Don’t take offense. And if you do, be quick to forgive — so says my 98-year-old friend, Dixie. Sigh. Just because your partner does something that’s insensitive, thoughtless or selfish, it’s not necessary to take offense. We can, but we don’t have to. Most of the time, we do things that upset our loved one without the intent to hurt or frustrate them. Cut each other some slack!

Do celebrate the important stuff. What’s important in your relationship? For me, it was our family (we both loved having kids), our love, and our shared sense of purpose and meaningw.
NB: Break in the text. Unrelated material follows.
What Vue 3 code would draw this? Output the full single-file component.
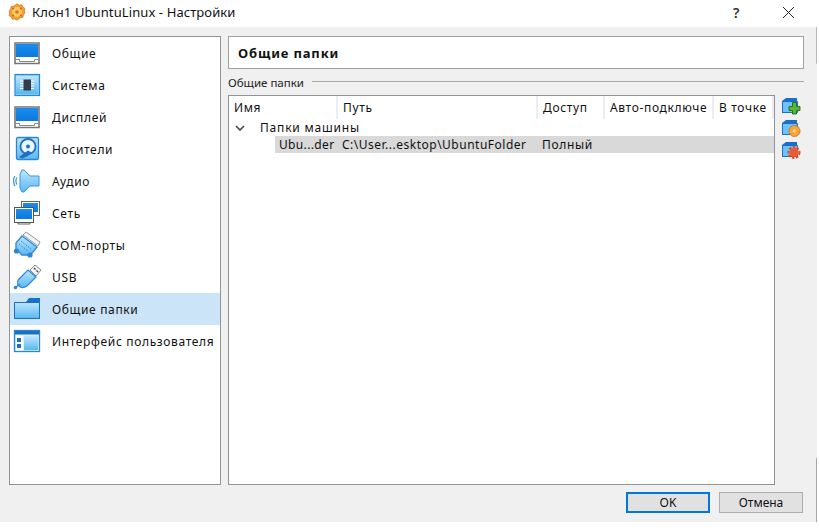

Do accept your partner for who she is. Opposites attract — and then spend the next 20 years trying to make their partner into a mirror image of themselves. Love your partner for who they are, not for who you think they could become. That doesn’t mean that you have to like everything about them! Your loved one can change their behavior, with much difficulty, if they want to change. But we can’t change our basic personality.

Do know when to keep your thoughts to yourself. Our minds are chock full of judgements, comparisons and petty criticisms of others. But how important are most of those thoughts that pass through our head? Most of this internal dialogue doesn’t have to see the light of day.

Do connect every day. When you come home and you behold your loved one, stop what you are doing. Give them a hug, look into their eyes and connect — if even for one moment before you go back to peeling potatoes or responding to a text. Make that a ritual no matter what’s happening in your life.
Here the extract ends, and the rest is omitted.